Here are more comprehensive results with and without using learn.model = nn.DataParallel(learn.model):

Using multiple GPUs, batch size vs. run time:

  • bs = 64: 14.2 s ± 205 ms per loop (mean ± std. dev. of 7 runs, 1 loop each)
  • bs = 128: 8.08 s ± 61.3 ms per loop (mean ± std. dev. of 7 runs, 1 loop each)
  • bs = 256: 5.17 s ± 101 ms per loop (mean ± std. dev. of 7 runs, 1 loop each)
  • bs = 512: 3.77 s ± 50.7 ms per loop (mean ± std. dev. of 7 runs, 1 loop each)
  • bs = 1024: 3.03 s ± 61.8 ms per loop (mean ± std. dev. of 7 runs, 1 loop each)
  • bs = 2048: CUDA error: out of memory
  • bs = 4096: CUDA error: out of memory

Using single GPUs, batch size vs. run time:

  • bs = 64: 6.09 s ± 743 ms per loop (mean ± std. dev. of 7 runs, 1 loop each)
  • bs = 128: 3.35 s ± 43.5 ms per loop (mean ± std. dev. of 7 runs, 1 loop each)
  • bs = 256: 2.44 s ± 83.7 ms per loop (mean ± std. dev. of 7 runs, 1 loop each)
  • bs = 512: 1.94 s ± 70.2 ms per loop (mean ± std. dev. of 7 runs, 1 loop each)
  • bs = 1024: 1.68 s ± 70.5 ms per loop (mean ± std. dev. of 7 runs, 1 loop each)
  • bs = 2048: 1.73 s ± 14.7 ms per loop (mean ± std. dev. of 7 runs, 1 loop each)
  • bs = 4096: CUDA error: out of memory

(Johnson) #59

@aleksod Wow! Thank you for doing this! So impressive…


(Gerardo Garcia) #60

Thanks!


#61

Did you time your training? What were the results of the parallelization? Faster or slower?


(Gerardo Garcia) #62

I think I spoke too soon.
The GPUs memory gets loaded and the GPUs goes to 100% but I never received a single calculation.
I left that running for 6 hours and not a single output.
I have 6 NVIDIA cards (4 1080tis and 2 1070tis)

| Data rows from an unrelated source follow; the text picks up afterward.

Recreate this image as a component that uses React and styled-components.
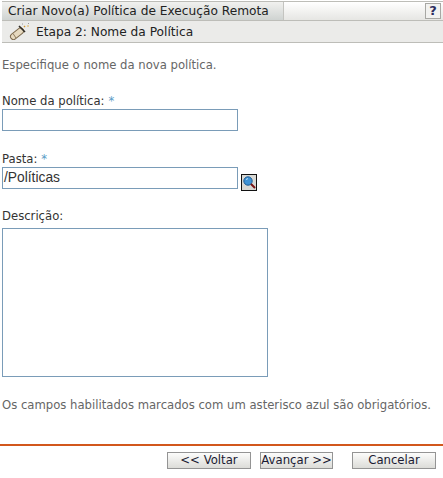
import React from 'react'
import styled, { createGlobalStyle } from 'styled-components'

const Global = createGlobalStyle`
  html, body { margin: 0; padding: 0; background: #fff; }
  body { font-family: "DejaVu Sans", Verdana, sans-serif; font-size: 11.65px; color: #333; }
`

const Page = styled.div`
  width: 443px;
  height: 478px;
  padding-top: 1px;
  box-sizing: border-box;
  overflow: hidden;
`

const Header = styled.div`
  margin: 0 0 0 2px;
  border-top: 1px solid #bdbdb8;
  border-bottom: 1px solid #bdbdb8;
`

const TabRow = styled.div`
  display: flex;
  height: 18px;
  border-bottom: 1px solid #bdbdb8;
  background: linear-gradient(#fff, #e6e6e3);
`

const Tab = styled.div`
  width: 282px;
  padding-left: 6px;
  box-sizing: border-box;
  font-size: 12.2px;
  line-height: 18px;
  color: #222;
  white-space: nowrap;
  background: linear-gradient(#f1f1ef, #cfd3d1);
  border-right: 1px solid #c4c4c0;
`

const HelpCell = styled.div`
  flex: 1;
  display: flex;
  justify-content: flex-end;
  align-items: center;
  padding-right: 2px;
`

const HelpButton = styled.div`
  width: 14px;
  height: 14px;
  border: 1px solid #a8a8a4;
  background: #f2f2f0;
  color: #2c2c5e;
  font: bold 13px/14px "DejaVu Sans", sans-serif;
  text-align: center;
`

const StepRow = styled.div`
  display: flex;
  align-items: center;
  gap: 5px;
  height: 21px;
  padding-left: 7px;
  background: #ebebe9;
  font-size: 12.2px;
  color: #222;
`

const Content = styled.div`
  padding: 15px 0 0 2px;
`

const Intro = styled.p`
  margin: 0 0 22px;
  line-height: 14px;
  color: #666;
`

const Field = styled.div`
  margin-bottom: ${p => p.$gap}px;
`

const Label = styled.div`
  line-height: 14px;
  margin-bottom: ${p => p.$gap || 1}px;
  color: #333;
`

const Star = styled.span`
  color: #5a9cc6;
  margin-left: 4px;
`

const InputRow = styled.div`
  display: flex;
  align-items: flex-end;
  gap: 3px;
`

const TextInput = styled.div`
  width: 236px;
  height: 22px;
  box-sizing: border-box;
  border: 1px solid #7a9cb8;
  padding-left: 1px;
  font: 13.8px/20px "Liberation Sans", Arial, sans-serif;
  color: #333;
`

const TextArea = styled.div`
  width: 266px;
  height: 149px;
  box-sizing: border-box;
  border: 1px solid #7a9cb8;
`

const SearchButton = styled.div`
  width: 16px;
  height: 17px;
  margin-bottom: -2px;
  box-sizing: border-box;
  border: 1px solid #111;
  background: #d8d8d4;
  display: flex;
`

const Note = styled.p`
  margin: 21px 0 0;
  line-height: 14px;
  color: #666;
  white-space: nowrap;
`

const Footer = styled.div`
  margin: 32px 0 0;
  border-top: 2px solid #d2571c;
  display: flex;
  padding: 6px 0 0 167px;
`

const Button = styled.button`
  height: 17px;
  width: ${p => p.$w}px;
  margin-right: ${p => p.$gap || 0}px;
  padding: 0;
  border: 1px solid #949494;
  border-radius: 0;
  background: linear-gradient(#fcfcfb, #dcdcd8);
  font: 11.7px/15px "DejaVu Sans", sans-serif;
  color: #1b1b33;
  white-space: nowrap;
`

const ScrollIcon = () => (
  <svg width="22" height="17" viewBox="0 0 22 17">
    <path d="M4.5 13.5 L11.5 8" stroke="#7d6a4e" strokeWidth="7" strokeLinecap="round" />
    <path d="M4.5 13.5 L11.5 8" stroke="#e6d9bf" strokeWidth="5" strokeLinecap="round" />
    <path d="M4 10.5 L7 15" stroke="#8d7a5c" strokeWidth="1" />
    <path d="M10 3 L16 9" stroke="#2f2a24" strokeWidth="1.6" />
    <path d="M15 4 L16 3" stroke="#d4982c" strokeWidth="1.4" />
    <path d="M18 3 L20 3" stroke="#e0b45a" strokeWidth="1" />
    <path d="M13 1 L14 1 M19 0.5 L20 0.5" stroke="#9a9a9a" strokeWidth="1" />
  </svg>
)

const SearchIcon = () => (
  <svg width="14" height="15" viewBox="0 0 14 15">
    <circle cx="6" cy="6" r="4.2" fill="#3f93d6" stroke="#1f5c93" strokeWidth="1" />
    <path d="M4 4.5 L6 3.6" stroke="#bfe2f8" strokeWidth="1" />
    <path d="M9 9 L13 13" stroke="#7a1212" strokeWidth="2" />
  </svg>
)

export default function App() {
  return (
    <Page>
      <Global />
      <Header>
        <TabRow>
          <Tab>Criar Novo(a) Política de Execução Remota</Tab>
          <HelpCell><HelpButton>?</HelpButton></HelpCell>
        </TabRow>
        <StepRow>
          <ScrollIcon />
          <span>Etapa 2: Nome da Política</span>
        </StepRow>
      </Header>
      <Content>
        <Intro>Especifique o nome da nova política.</Intro>
        <Field $gap={21}>
          <Label>Nome da política:<Star>*</Star></Label>
          <InputRow><TextInput /></InputRow>
        </Field>
        <Field $gap={20}>
          <Label>Pasta:<Star>*</Star></Label>
          <InputRow>
            <TextInput>/Políticas</TextInput>
            <SearchButton><SearchIcon /></SearchButton>
          </InputRow>
        </Field>
        <Field $gap={0}>
          <Label $gap={5}>Descrição:</Label>
          <TextArea />
        </Field>
        <Note>Os campos habilitados marcados com um asterisco azul são obrigatórios.</Note>
      </Content>
      <Footer>
        <Button $w={84} $gap={9}>&lt;&lt; Voltar</Button>
        <Button $w={73} $gap={19}>Avançar &gt;&gt;</Button>
        <Button $w={84}>Cancelar</Button>
      </Footer>
    </Page>
  )
}
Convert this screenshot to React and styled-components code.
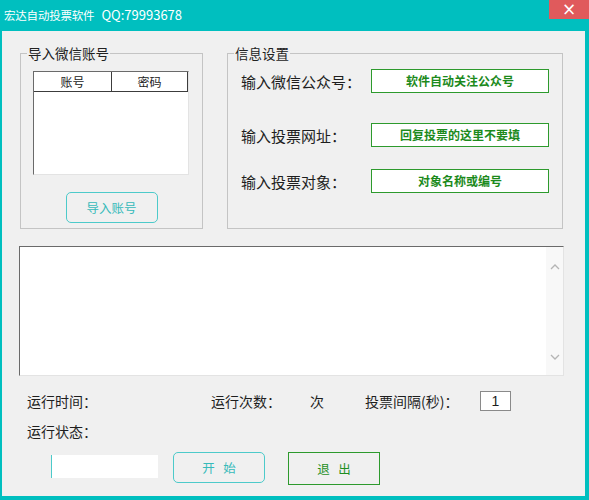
import styled, { createGlobalStyle } from "styled-components";

const GlobalStyle = createGlobalStyle`
  html, body {
    margin: 0;
    padding: 0;
    background: #ffffff;
  }
  * {
    box-sizing: border-box;
  }
`;

const FONT = `"Noto Sans CJK SC", "Noto Sans", "Liberation Sans", sans-serif`;

function App() {
  return (
    <>
      <GlobalStyle />
      <Window>
        <TitleBar>
          <Title>
            宏达自动投票软件<QQ>QQ:79993678</QQ>
          </Title>
          <CloseButton>×</CloseButton>
        </TitleBar>
        <Client>
          <TopRow>
            <GroupBox $width={183}>
              <Legend>导入微信账号</Legend>
              <AccountList>
                <ListHeader>
                  <HeaderCell $width={78}>账号</HeaderCell>
                  <HeaderCell $width={78} $last>
                    密码
                  </HeaderCell>
                </ListHeader>
              </AccountList>
              <RoundButton $width={92} $mt={17}>
                导入账号
              </RoundButton>
            </GroupBox>
            <GroupBox $width={336}>
              <Legend>信息设置</Legend>
              <SettingRow $mt={6}>
                <SettingLabel>输入微信公众号：</SettingLabel>
                <GreenField>软件自动关注公众号</GreenField>
              </SettingRow>
              <SettingRow $mt={30}>
                <SettingLabel>输入投票网址：</SettingLabel>
                <GreenField>回复投票的这里不要填</GreenField>
              </SettingRow>
              <SettingRow $mt={22}>
                <SettingLabel>输入投票对象：</SettingLabel>
                <GreenField>对象名称或编号</GreenField>
              </SettingRow>
            </GroupBox>
          </TopRow>

          <LogBox>
            <LogText />
            <ScrollBar>
              <ScrollArrow viewBox="0 0 10 6">
                <path d="M1 5 L5 1 L9 5" />
              </ScrollArrow>
              <ScrollArrow viewBox="0 0 10 6">
                <path d="M1 1 L5 5 L9 1" />
              </ScrollArrow>
            </ScrollBar>
          </LogBox>

          <StatusRow $mt={14}>
            <StatusCell $width={184}>运行时间：</StatusCell>
            <StatusCell $width={99}>运行次数：</StatusCell>
            <StatusCell $width={55}>次</StatusCell>
            <StatusCell $width={115}>投票间隔(秒)：</StatusCell>
            <IntervalBox>1</IntervalBox>
          </StatusRow>
          <StatusRow $mt={8}>
            <StatusCell $width={100}>运行状态：</StatusCell>
          </StatusRow>

          <BottomRow>
            <StateInput />
            <RoundButton $width={92} $mt={0}>
              开&nbsp;&nbsp;&nbsp;始
            </RoundButton>
            <ExitButton>退&nbsp;&nbsp;&nbsp;出</ExitButton>
          </BottomRow>
        </Client>
      </Window>
    </>
  );
}

export default App;

const Window = styled.div`
  width: 589px;
  height: 500px;
  background: #00bfbf;
  display: flex;
  flex-direction: column;
  font-family: ${FONT};
`;

const TitleBar = styled.div`
  height: 31px;
  display: flex;
  align-items: flex-start;
  color: #ffffff;
`;

const Title = styled.div`
  padding: 7px 0 0 4px;
  font-size: 11.5px;
  line-height: 16px;
  letter-spacing: -0.2px;
`;

const QQ = styled.span`
  margin-left: 7px;
  font-size: 13px;
  letter-spacing: 0;
`;

const CloseButton = styled.div`
  margin-left: auto;
  width: 40px;
  height: 19px;
  background: #e05a5c;
  color: #ffffff;
  font-size: 17px;
  line-height: 18px;
  text-align: center;
  font-family: "DejaVu Sans", sans-serif;
`;

const Client = styled.div`
  flex: 1;
  margin: 0 4px 4px 2px;
  background: #f0f0f0;
  padding: 12px 0 0 18px;
  display: flex;
  flex-direction: column;
`;

const TopRow = styled.div`
  display: flex;
  gap: 24px;
`;

const GroupBox = styled.fieldset`
  margin: 0;
  width: ${(p) => p.$width}px;
  height: 186px;
  padding: 0 0 0 12px;
  border: 1px solid #c4c4c4;
  display: flex;
  flex-direction: column;
`;

const Legend = styled.legend`
  margin-left: -6px;
  padding: 0 1px;
  font-size: 13.5px;
  line-height: 20px;
  color: #222222;
`;

const AccountList = styled.div`
  margin-top: 8px;
  width: 156px;
  height: 104px;
  background: #ffffff;
  border-top: 1px solid #6a6a6a;
  border-left: 1px solid #6a6a6a;
  border-right: 1px solid #e3e3e3;
  border-bottom: 1px solid #e3e3e3;
`;

const ListHeader = styled.div`
  display: flex;
  height: 20px;
  border-bottom: 1px solid #3c3c3c;
  border-right: 1px solid #3c3c3c;
`;

const HeaderCell = styled.div`
  width: ${(p) => p.$width}px;
  flex: ${(p) => (p.$last ? 1 : "none")};
  border-right: ${(p) => (p.$last ? "none" : "1px solid #3c3c3c")};
  font-size: 12px;
  line-height: 19px;
  text-align: center;
  color: #222222;
`;

const RoundButton = styled.div`
  margin-top: ${(p) => p.$mt}px;
  align-self: ${(p) => (p.$mt ? "center" : "auto")};
  margin-left: ${(p) => (p.$mt ? "-12px" : "0")};
  width: ${(p) => p.$width}px;
  height: 31px;
  border: 1px solid #4ccaca;
  border-radius: 5px;
  color: #36baba;
  font-size: 12.5px;
  line-height: 29px;
  text-align: center;
  background: #f0f0f0;
`;

const SettingRow = styled.div`
  margin-top: ${(p) => p.$mt}px;
  display: flex;
  align-items: center;
  height: 24px;
`;

const SettingLabel = styled.div`
  width: 131px;
  padding-left: 1px;
  font-size: 15px;
  color: #1e1e1e;
  white-space: nowrap;
`;

const GreenField = styled.div`
  width: 178px;
  height: 24px;
  border: 1px solid #2d9a2d;
  background: #ffffff;
  color: #1c8a1c;
  font-weight: bold;
  font-size: 12px;
  line-height: 21px;
  text-align: center;
`;

const LogBox = styled.div`
  margin: 17px 0 0 -1px;
  width: 545px;
  height: 130px;
  background: #ffffff;
  display: flex;
  border-top: 1px solid #6a6a6a;
  border-left: 1px solid #6a6a6a;
  border-right: 1px solid #e3e3e3;
  border-bottom: 1px solid #e3e3e3;
`;

const LogText = styled.div`
  flex: 1;
`;

const ScrollBar = styled.div`
  width: 17px;
  background: #f8f8f8;
  display: flex;
  flex-direction: column;
  justify-content: space-between;
  align-items: center;
  padding: 17px 0 15px;
`;

const ScrollArrow = styled.svg`
  width: 10px;
  height: 6px;
  fill: none;
  stroke: #b5b5b5;
  stroke-width: 1.3;
`;

const StatusRow = styled.div`
  margin-top: ${(p) => p.$mt}px;
  display: flex;
  align-items: center;
  height: 22px;
  padding-left: 7px;
`;

const StatusCell = styled.div`
  width: ${(p) => p.$width}px;
  font-size: 14px;
  color: #1e1e1e;
  white-space: nowrap;
`;

const IntervalBox = styled.div`
  width: 31px;
  height: 20px;
  border: 1px solid #8a8a8a;
  background: #ffffff;
  font-size: 14px;
  line-height: 18px;
  text-align: center;
  color: #1e1e1e;
  font-family: "Liberation Sans", sans-serif;
`;

const BottomRow = styled.div`
  margin-top: 10px;
  display: flex;
  align-items: flex-start;
  padding-left: 31px;
  gap: 15px;
`;

const StateInput = styled.div`
  margin-top: 3px;
  width: 107px;
  height: 23px;
  background: #ffffff;
  border-left: 1px solid #4ccaca;
`;

const ExitButton = styled.div`
  margin-left: 8px;
  width: 92px;
  height: 33px;
  border: 1px solid #2d9a2d;
  color: #1f8f1f;
  font-size: 12.5px;
  line-height: 31px;
  text-align: center;
  background: #f0f0f0;
`;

I ran again only with the 1080tis and I will verify when I get home :slight_smile:

I thin pytorch has issues running more than 2 GPUs.

I will keep trying tonight.


(Parthiban) #63

Can any one share TLDR please?

So currently multiple GPUs not good enough? I see good deals in vast.ai in TFlops compared to single GPUs.